2. Texas is back … sort of: The Longhorns finished the season with the bang, earning a berth in the Sugar Bowl and topping SEC East champion Georgia 28-21 in a game that wasn’t as close as the score indicated. A No. 9 ranking in both major polls, quarterback Sam Ehlinger returning and a defense that is phenomenal by Big 12 standards, it’s safe to say that Texas is truly “back” heading into Tom Herman’s third season at the helm. Let’s temper that just a little bit. Texas suddenly becoming the class of the Big 12 is a bit aggressive considering that Lincoln Riley and his center for quarterback superstardom still exists at Oklahoma.

But will we see Red River Rivalry repeats in the Big 12 Championship Games on a regular basis? Absolutely. Considering how woeful Oklahoma’s defense has been, I’d go so far as to say that Texas is more likely to become the super power that can consistently compete with Alabama and Clemson on a national level than Oklahoma because of its balance and success on both sides of the ball. After all, you can’t be elite if you aren’t complete.

3. Georgia has staying power: The 2018 season ended on a sour note for the Bulldogs. They blew a lead to Alabama in the SEC Championship Game and then the Longhorns annihilated them in the Superdome. But that doesn’t change the fact that the season proved that coach Kirby Smart and the Bulldogs are here to stay on the national scene, and should be considered a threat to win the national title. Smart’s ability to replace stars in the front seven, the running back duo of Sony Michel and Nick Chubb and develop an offensive line that was one of the best in the game shows that he’s well on his way to becoming one of the best coaches in the game. That, combined with the recruiting prowess, confirms to me that Georgia will win a national title within the next five years.

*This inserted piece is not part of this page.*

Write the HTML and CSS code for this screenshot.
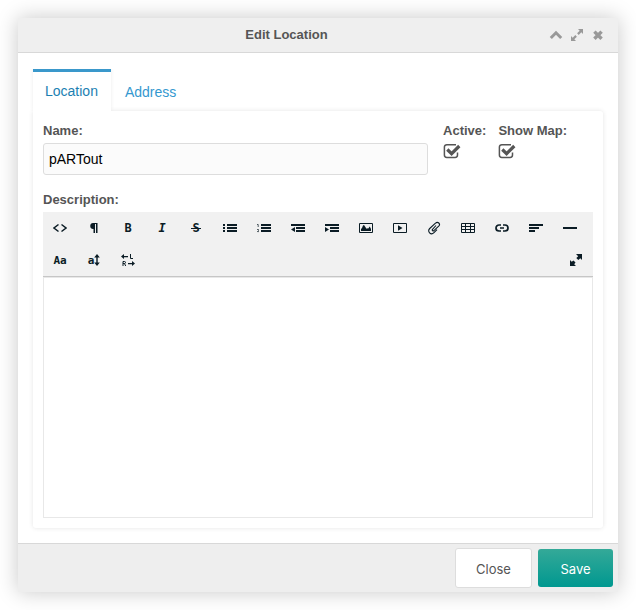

4. Call dark horses for what they are in 2019: Let’s take a look back at the preseason AP Top 25, shall we? No. 4 Wisconsin had a first place vote, Washington was ranked No. 6, Miami chimed in at the No. 8 spot and Auburn was sitting pretty at No. 9. OK, I get it. At the time, a case could be made for all of those teams to be relevant on the national scale. But as we enter “talkin’ season,” let’s refer to the 2019 version of those teams as what they truly are — dark horses. Anything beyond that is too much.

The only teams to make the CFP over the last three seasons are Clemson, Alabama, Oklahoma, Ohio State, Georgia, Notre Dame and Washington. The Huskies are the only dark horse to make the four-team field, and they got smoked by the Crimson Tide in the 2016 Peach Bowl. In modern college football, dark horses are those teams ranked No. 20 or worse in the preseason polls.



5. Michigan is entering a critical year under Jim Harbaugh: There’s only one way to describe Harbaugh’s four years in Ann Arbor, Michigan … “all sizzle and no steak.” The Wolverines have been in the College Football Playoff mix late in the season twice and irrelevant in late November on the national scale twice. When you consider that he makes $7.5 million per year, it’s clear that Michigan is getting ripped off.

Harbaugh has built a program similar to what Les Miles had during his final four seasons at LSU. They win old school-style football games that are controlled by the Michigan defense, which allows the offense to operate the way Harbaugh wants. When the defense fails — and it happens a few times ever year — the Wolverines simply aren’t prepared to win outside of the comfort zone created by the coaching staff. Unless that changes, Harbaugh won’t win a national championship.

6. The Pac-12 is in dire straits: “West coast, best coast” is the college football version of a unicorn … it doesn’t exist. The Pac-12 missed out on the CFP for the second straight season and was largely irrelevant for the entire month of November. It gets the worst time slots of the Power Five, doesn’t have a program that every other team is gunning for and is a combined 4-12 over the last two bowl seasons. What’s even more concerning is that there doesn’t appear to be light at the end of the tunnel.

USC is a mess and nearly fired coach Clay Helton, UCLA doesn’t appear to be anywhere close to contending with Chip Kelly, Washington is replacing a ton of talent and lost to a mid- to lower-tier SEC team in 2018 even with that talent, Oregon isn’t there yet and Utah is stuck in “good, but not great” territory.” Where’s the hope? There isn’t any.

7. This is the golden age of quarterbacks: There’s no other way to slice it … this is the greatest quarterback age in college football history. Alabama’s Tua Tagovailoa and Heisman Trophy winner Kyler Murray at Oklahoma both eclipsed the single-season passing efficiency record in 2018, which was set one year earlier by former Sooners signal caller Baker Mayfield. Four other quarterbacks completed 70 percent or more of their passes for the first time since 2011, three quarterbacks averaged 10 yards or more per attempt for the second straight year and five of the top 10 passers in the country were in their first full year starting at their respective schools. Whether it’s Lincoln Riley at Oklahoma, Mike Leach at Washington State, Ryan Day at Ohio State or the new offensive philosophy at Alabama, it’s clear that quarterbacks and quarterback coaching comes in all shapes and sizes in the college game, and fans are better off because of it.